STORED DATA start

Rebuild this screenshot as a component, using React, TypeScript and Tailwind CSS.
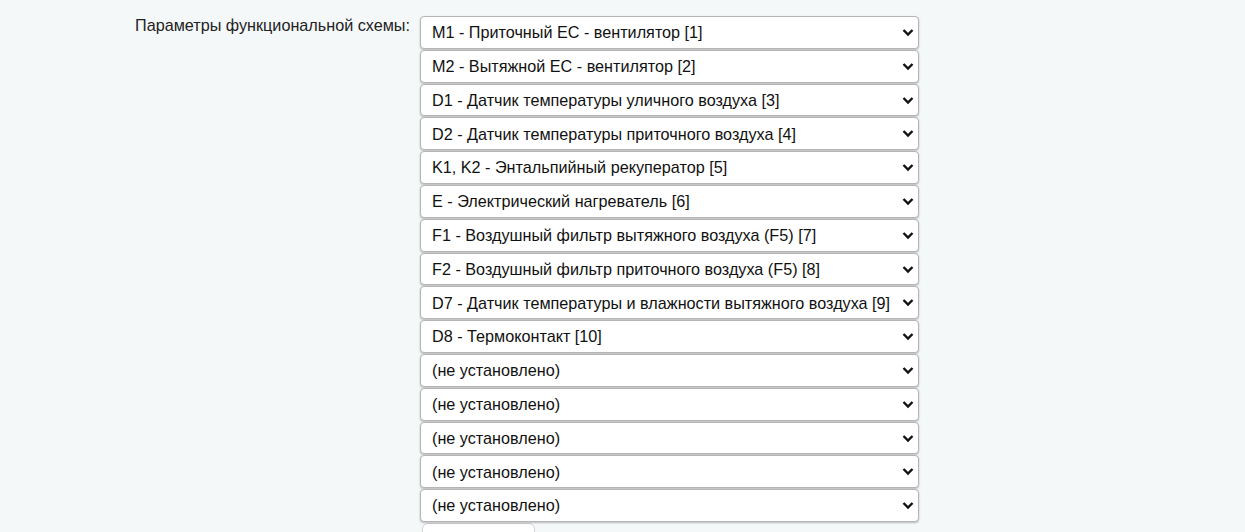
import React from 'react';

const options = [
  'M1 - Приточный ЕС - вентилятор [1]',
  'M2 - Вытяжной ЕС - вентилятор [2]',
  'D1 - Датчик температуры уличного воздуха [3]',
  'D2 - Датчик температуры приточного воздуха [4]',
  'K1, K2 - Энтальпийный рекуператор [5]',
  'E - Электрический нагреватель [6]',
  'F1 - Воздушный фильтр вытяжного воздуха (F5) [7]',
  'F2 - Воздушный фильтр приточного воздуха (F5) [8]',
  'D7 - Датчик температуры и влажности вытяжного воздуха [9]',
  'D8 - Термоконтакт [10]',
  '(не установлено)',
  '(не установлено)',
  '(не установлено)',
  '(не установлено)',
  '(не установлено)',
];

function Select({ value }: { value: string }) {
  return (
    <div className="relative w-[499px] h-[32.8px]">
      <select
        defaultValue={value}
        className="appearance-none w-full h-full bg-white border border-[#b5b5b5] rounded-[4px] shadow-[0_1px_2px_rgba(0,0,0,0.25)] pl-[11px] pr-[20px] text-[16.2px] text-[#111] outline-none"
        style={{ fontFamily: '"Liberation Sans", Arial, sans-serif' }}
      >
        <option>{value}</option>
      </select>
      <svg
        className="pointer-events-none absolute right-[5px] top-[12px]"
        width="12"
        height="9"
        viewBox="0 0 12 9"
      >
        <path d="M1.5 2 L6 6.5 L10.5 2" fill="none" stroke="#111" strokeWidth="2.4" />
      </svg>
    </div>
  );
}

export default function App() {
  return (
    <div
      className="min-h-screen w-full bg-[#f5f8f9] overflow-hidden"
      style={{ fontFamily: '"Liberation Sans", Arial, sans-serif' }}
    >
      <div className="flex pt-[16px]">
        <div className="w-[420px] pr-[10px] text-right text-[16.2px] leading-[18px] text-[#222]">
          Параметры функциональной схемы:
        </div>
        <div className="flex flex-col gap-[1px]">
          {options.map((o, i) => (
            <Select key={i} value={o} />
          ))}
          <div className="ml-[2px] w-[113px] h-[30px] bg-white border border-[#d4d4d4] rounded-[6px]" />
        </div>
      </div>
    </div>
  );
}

STORED DATA end

__GOAL__. Give again, exactly, the lines from the start of the data through the one holding "import React from 'react';"; omit the pictures.

__ANSWER IN FULL__.
Rebuild this screenshot as a component, using React, TypeScript and Tailwind CSS.
import React from 'react';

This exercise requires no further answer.